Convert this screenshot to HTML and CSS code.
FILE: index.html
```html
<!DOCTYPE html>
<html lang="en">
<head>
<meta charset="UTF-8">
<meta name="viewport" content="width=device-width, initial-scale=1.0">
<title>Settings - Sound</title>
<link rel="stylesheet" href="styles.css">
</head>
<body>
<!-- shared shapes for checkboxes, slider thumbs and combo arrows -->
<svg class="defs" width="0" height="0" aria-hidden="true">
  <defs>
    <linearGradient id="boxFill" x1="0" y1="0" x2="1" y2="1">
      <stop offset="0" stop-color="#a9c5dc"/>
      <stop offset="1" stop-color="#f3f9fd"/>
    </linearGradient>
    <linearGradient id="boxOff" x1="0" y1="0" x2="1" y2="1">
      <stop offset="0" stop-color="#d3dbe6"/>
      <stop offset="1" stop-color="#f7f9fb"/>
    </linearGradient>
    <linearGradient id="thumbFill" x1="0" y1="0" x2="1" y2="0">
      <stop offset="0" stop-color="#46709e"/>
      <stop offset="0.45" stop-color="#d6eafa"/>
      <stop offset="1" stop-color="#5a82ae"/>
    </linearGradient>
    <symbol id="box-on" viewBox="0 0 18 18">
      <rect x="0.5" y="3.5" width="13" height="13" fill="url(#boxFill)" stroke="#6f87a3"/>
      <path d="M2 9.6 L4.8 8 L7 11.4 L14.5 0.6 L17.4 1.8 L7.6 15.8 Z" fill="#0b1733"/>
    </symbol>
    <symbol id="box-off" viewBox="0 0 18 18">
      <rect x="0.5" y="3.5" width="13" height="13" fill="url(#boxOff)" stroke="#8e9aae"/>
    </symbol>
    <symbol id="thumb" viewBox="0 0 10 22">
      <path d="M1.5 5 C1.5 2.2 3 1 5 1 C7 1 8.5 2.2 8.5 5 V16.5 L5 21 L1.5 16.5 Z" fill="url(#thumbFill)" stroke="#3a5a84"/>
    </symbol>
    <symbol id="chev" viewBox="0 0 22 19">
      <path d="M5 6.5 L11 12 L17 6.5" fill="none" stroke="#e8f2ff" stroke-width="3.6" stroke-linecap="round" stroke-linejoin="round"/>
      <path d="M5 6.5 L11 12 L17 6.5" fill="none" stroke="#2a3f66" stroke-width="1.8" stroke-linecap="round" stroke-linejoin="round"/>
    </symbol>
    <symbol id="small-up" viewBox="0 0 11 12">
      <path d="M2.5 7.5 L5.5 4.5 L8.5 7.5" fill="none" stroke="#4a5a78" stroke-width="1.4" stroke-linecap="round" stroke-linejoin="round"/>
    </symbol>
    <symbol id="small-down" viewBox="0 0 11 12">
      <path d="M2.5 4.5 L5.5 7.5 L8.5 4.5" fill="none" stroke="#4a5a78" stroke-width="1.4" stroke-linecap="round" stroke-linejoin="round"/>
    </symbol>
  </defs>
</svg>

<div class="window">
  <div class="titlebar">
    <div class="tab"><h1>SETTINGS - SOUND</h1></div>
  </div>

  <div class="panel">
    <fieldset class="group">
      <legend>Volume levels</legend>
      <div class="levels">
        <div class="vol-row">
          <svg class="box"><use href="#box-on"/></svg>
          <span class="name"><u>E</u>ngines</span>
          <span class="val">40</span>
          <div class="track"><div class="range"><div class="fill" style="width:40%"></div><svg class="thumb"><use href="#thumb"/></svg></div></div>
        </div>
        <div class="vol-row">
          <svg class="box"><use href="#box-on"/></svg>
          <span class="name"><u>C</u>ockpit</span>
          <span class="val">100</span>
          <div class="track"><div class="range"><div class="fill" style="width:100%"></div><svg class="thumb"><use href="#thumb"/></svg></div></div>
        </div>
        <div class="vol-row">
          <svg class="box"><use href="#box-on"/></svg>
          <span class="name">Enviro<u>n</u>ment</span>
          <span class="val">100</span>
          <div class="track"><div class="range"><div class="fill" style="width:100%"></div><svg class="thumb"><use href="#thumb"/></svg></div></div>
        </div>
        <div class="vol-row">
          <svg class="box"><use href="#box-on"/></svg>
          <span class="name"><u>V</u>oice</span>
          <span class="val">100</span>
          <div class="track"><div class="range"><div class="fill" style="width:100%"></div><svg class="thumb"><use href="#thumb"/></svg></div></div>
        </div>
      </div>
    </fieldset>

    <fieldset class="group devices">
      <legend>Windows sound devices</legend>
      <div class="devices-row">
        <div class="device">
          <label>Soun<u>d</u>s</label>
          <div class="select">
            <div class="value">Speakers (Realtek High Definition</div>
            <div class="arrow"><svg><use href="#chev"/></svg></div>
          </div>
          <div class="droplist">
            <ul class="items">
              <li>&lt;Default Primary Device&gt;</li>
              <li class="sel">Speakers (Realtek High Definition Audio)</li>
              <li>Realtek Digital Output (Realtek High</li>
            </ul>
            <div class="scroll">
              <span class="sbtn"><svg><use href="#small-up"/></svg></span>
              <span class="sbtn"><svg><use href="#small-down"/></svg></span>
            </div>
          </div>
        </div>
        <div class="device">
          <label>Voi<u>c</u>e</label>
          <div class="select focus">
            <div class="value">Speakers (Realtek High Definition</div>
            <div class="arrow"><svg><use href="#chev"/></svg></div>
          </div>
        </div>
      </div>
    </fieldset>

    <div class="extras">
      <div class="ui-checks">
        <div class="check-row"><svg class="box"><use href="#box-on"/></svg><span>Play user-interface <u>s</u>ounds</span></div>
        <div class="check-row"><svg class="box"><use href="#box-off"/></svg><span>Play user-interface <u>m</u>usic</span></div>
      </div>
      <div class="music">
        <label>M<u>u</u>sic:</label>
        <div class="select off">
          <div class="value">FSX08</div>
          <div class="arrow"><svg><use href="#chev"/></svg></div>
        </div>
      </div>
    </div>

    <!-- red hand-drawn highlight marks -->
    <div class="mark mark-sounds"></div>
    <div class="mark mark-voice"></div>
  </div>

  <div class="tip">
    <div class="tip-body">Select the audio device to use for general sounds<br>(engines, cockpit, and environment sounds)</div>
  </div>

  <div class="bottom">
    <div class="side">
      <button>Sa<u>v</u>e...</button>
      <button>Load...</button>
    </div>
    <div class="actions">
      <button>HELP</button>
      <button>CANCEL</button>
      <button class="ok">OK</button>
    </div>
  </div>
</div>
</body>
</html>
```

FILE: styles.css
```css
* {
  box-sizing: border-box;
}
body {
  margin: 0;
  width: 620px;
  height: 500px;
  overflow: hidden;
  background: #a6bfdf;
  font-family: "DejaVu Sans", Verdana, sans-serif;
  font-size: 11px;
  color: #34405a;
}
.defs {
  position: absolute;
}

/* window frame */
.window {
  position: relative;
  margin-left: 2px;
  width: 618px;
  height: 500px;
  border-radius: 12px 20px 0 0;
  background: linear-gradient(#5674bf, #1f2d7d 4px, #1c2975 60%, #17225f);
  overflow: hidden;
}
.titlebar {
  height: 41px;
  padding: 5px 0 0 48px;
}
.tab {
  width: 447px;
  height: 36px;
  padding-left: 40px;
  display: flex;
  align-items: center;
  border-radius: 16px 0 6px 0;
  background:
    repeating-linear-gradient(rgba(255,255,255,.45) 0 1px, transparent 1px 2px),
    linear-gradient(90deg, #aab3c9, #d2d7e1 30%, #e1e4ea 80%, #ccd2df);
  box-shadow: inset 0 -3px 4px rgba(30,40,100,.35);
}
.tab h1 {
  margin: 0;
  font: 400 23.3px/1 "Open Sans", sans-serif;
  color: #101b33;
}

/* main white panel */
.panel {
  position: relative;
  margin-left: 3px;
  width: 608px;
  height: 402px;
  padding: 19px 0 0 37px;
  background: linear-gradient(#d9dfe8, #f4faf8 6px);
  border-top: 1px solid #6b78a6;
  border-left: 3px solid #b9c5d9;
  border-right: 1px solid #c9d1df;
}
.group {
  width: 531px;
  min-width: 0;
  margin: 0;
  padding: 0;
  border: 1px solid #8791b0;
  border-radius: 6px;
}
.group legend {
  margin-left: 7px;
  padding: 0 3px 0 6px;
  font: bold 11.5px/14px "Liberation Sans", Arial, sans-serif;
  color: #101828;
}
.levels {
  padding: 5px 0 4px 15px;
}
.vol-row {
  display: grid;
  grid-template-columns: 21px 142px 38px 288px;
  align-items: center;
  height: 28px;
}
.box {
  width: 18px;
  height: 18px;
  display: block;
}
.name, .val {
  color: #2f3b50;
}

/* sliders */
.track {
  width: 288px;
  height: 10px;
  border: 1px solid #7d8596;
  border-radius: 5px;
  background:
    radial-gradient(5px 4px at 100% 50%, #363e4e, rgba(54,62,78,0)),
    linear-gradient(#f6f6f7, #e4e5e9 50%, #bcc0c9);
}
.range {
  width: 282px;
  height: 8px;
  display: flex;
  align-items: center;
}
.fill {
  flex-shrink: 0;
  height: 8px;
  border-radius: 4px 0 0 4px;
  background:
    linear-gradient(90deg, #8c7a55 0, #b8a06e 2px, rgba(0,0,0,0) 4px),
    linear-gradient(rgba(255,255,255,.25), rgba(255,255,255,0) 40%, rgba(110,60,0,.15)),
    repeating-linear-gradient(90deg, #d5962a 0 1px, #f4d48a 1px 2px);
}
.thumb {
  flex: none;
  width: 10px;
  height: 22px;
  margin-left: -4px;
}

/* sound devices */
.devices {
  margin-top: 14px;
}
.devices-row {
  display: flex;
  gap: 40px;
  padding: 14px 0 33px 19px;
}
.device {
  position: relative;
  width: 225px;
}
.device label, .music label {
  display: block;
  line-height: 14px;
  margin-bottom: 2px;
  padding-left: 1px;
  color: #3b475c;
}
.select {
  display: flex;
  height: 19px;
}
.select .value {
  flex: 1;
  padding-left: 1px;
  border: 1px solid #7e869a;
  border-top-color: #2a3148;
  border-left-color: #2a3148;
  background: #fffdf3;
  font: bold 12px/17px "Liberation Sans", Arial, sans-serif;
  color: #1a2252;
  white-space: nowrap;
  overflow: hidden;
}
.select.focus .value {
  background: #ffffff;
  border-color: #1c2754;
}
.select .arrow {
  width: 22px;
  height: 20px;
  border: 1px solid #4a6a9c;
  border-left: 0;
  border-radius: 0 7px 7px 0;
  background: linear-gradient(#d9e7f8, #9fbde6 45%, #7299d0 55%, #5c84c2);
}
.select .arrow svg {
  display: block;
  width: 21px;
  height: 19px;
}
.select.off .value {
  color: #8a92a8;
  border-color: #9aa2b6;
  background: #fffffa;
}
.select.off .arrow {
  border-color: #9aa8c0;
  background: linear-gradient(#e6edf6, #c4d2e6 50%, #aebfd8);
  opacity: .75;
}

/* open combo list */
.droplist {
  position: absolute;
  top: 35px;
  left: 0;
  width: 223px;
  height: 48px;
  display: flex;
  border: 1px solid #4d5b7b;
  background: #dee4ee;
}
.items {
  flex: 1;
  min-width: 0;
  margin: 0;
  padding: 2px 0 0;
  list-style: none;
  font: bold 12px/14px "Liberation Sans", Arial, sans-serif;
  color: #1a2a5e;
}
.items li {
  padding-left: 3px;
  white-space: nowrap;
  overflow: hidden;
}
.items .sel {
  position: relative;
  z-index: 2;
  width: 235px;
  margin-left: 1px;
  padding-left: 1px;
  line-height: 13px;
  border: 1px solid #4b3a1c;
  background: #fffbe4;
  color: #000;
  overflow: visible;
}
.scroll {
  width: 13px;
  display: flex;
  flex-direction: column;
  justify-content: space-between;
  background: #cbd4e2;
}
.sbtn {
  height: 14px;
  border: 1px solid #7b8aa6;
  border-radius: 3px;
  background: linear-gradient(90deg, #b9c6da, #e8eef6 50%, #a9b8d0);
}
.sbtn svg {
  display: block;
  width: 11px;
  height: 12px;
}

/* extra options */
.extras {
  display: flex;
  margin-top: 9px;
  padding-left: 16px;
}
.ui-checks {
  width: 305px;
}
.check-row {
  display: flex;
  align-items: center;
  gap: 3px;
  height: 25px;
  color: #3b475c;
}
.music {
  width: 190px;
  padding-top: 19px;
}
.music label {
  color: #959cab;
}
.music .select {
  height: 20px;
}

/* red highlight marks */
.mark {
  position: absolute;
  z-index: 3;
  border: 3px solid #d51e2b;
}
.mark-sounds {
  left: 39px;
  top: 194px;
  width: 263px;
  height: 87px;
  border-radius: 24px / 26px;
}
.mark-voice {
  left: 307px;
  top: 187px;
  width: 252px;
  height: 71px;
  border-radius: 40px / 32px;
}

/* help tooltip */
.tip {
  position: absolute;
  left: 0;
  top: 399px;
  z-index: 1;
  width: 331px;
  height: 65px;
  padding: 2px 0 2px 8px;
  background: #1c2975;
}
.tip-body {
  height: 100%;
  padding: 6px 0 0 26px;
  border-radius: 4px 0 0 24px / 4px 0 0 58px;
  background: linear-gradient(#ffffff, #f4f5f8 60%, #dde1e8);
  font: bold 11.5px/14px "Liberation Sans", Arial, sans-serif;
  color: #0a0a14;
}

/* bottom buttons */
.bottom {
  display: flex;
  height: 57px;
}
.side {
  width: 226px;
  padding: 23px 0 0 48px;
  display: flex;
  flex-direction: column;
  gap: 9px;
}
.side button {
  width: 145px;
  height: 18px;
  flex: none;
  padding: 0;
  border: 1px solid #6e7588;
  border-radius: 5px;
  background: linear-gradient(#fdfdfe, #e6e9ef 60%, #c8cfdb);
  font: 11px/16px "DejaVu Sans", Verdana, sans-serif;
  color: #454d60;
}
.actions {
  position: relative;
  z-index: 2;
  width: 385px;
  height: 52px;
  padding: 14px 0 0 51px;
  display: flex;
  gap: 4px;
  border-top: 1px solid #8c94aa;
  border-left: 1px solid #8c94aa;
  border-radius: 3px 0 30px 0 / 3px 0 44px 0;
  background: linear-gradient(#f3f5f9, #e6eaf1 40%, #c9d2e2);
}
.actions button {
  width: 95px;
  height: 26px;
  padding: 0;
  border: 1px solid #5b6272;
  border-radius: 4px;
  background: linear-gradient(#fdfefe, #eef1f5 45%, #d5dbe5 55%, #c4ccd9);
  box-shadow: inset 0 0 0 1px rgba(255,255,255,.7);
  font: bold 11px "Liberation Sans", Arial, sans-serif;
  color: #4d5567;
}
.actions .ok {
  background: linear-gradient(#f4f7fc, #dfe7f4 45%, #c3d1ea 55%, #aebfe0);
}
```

══════

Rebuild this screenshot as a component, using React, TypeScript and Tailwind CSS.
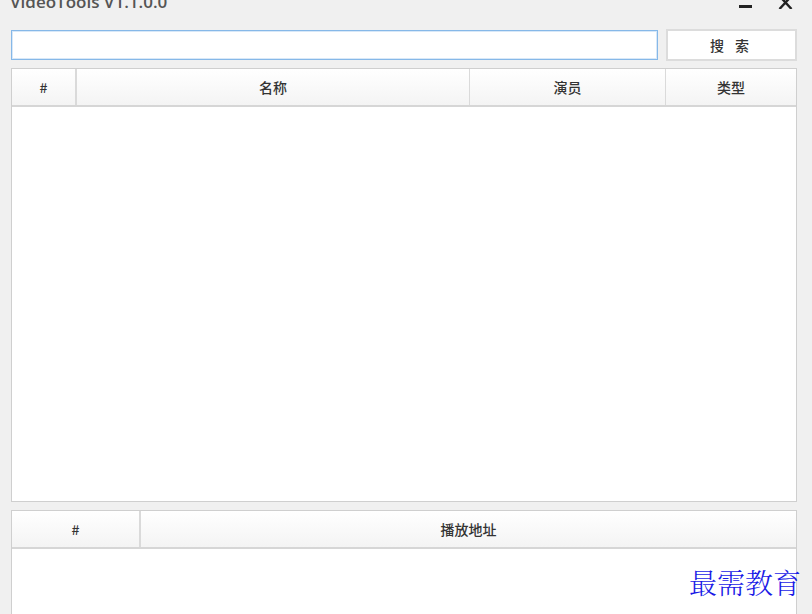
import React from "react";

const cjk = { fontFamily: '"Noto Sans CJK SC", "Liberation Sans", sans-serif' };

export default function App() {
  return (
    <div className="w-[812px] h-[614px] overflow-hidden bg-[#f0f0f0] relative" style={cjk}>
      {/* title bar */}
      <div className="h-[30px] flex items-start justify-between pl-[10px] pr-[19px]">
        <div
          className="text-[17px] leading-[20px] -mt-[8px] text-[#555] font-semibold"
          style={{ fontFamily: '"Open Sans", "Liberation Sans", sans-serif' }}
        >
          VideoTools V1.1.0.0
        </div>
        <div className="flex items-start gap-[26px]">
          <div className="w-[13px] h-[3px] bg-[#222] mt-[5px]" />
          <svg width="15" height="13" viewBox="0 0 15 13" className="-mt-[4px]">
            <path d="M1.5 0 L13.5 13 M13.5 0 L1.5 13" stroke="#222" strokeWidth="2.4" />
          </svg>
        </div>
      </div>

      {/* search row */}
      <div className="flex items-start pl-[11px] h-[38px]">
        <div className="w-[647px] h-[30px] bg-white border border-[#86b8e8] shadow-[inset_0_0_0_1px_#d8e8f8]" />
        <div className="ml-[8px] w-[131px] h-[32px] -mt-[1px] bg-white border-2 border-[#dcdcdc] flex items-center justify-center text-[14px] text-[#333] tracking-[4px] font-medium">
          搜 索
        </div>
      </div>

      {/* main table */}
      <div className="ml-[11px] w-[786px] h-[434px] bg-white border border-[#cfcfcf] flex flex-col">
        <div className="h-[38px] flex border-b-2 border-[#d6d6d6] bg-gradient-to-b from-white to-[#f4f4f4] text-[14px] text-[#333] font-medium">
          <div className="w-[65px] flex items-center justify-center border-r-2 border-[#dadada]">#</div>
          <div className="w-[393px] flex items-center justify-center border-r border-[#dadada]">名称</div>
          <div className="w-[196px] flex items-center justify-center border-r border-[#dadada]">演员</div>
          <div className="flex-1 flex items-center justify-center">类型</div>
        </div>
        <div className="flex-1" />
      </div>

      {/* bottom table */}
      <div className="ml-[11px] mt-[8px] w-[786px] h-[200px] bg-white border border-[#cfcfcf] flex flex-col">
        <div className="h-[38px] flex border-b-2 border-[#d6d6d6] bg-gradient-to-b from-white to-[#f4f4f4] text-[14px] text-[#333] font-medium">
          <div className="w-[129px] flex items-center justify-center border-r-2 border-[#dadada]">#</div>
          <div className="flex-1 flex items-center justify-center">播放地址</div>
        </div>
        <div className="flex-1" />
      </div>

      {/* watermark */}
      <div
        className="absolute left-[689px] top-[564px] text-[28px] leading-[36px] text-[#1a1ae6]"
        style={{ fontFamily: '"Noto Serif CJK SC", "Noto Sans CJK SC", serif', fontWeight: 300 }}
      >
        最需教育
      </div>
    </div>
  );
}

══════

◆ The exercise ◆
Report the number of lines in the entries above that include the string "screenshot". Give nothing but the number.

◆ Solution to this problem ◆
2